Schiller's apology, he said, "was prompted by, I'm sure, the great deal of heat that was generated [on the list-serv]." When KANU's Campbell was asked whether Williams's firing had been "quite the topic" on the list-serv, she replied: "Oh, yes. Still is quite the topic."

The website for the University of Kentucky's station, WUKY, encourages listeners and readers to speak out on the issue - and to direct their feedback elsewhere. "To contact NPR regarding Juan Williams," the website states prominently in the upper righthand corner of its home page, "listeners can call the NPR Listener Care line at (202) 513-3232 10am to 5 pm ET, Monday through Friday, use NPR's contact form, or contact the NPR Ombudsman at 202.513.3245 (or http://www.npr.org/blogs/ombudsman/)."

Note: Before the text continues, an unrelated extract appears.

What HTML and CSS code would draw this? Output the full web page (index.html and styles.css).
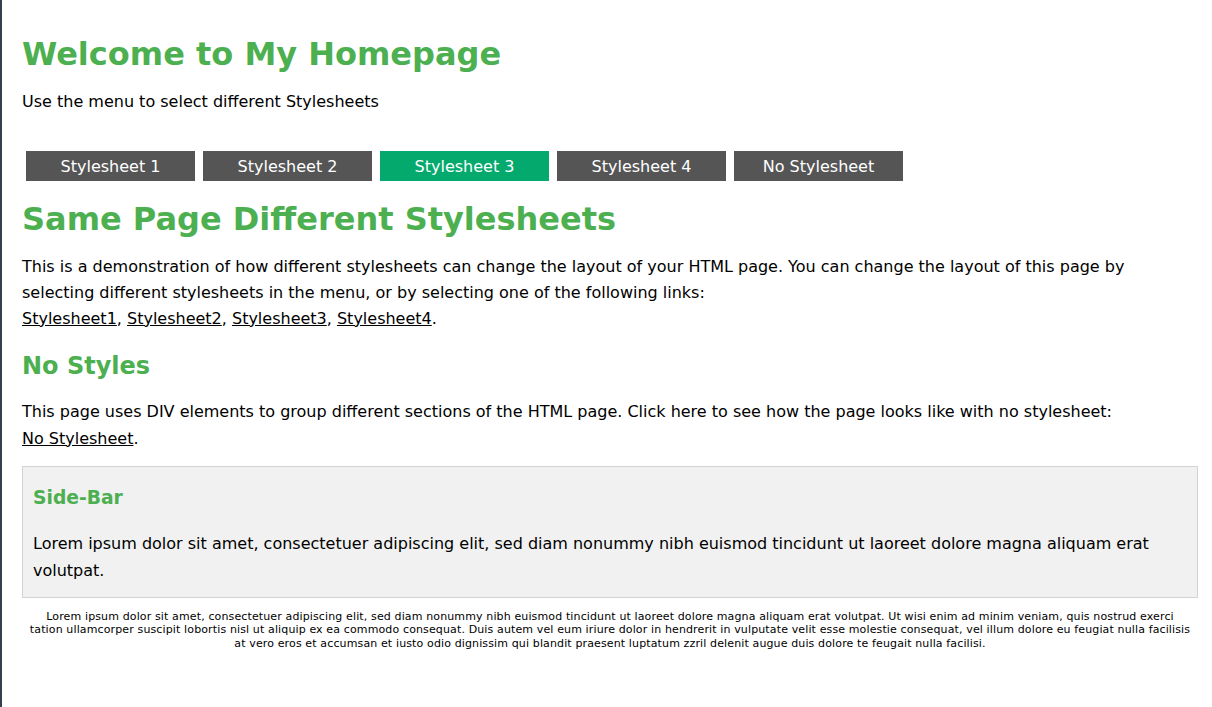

A little lower down on the WUKY home page, readers will find the full statement on the issue that general manager Tom Godell posted there on Friday. "Here at WUKY we understand your concerns regarding NPR's recent dismissal of Juan Williams," Godell wrote. "Rest assured that we are doing everything within our power to gather as much information about the event as we can, and that we are watching closely as this story unfolds.

"As a public radio station," WUKY's statement continues, "we support freedom of speech, but we also recognize the need for specific policies to govern the roles of employees. Without full disclosure of Mr. Williams' employment history with NPR, we cannot take an official stance on their actions."The general manager for still another NPR station affiliate, also based in the deep south, spoke to Fox News only on condition of anonymity because he did not wish to strain relations with NPR headquarters in Washington. "I have mixed feelings about it," said the manager. "I probably shouldn't say anything [on the record] because I might get outspoken. So I should probably keep my mouth shut. I'm an old-fashioned fellow who wishes the Fairness Doctrine were back. That should give you some idea of where I come from on this."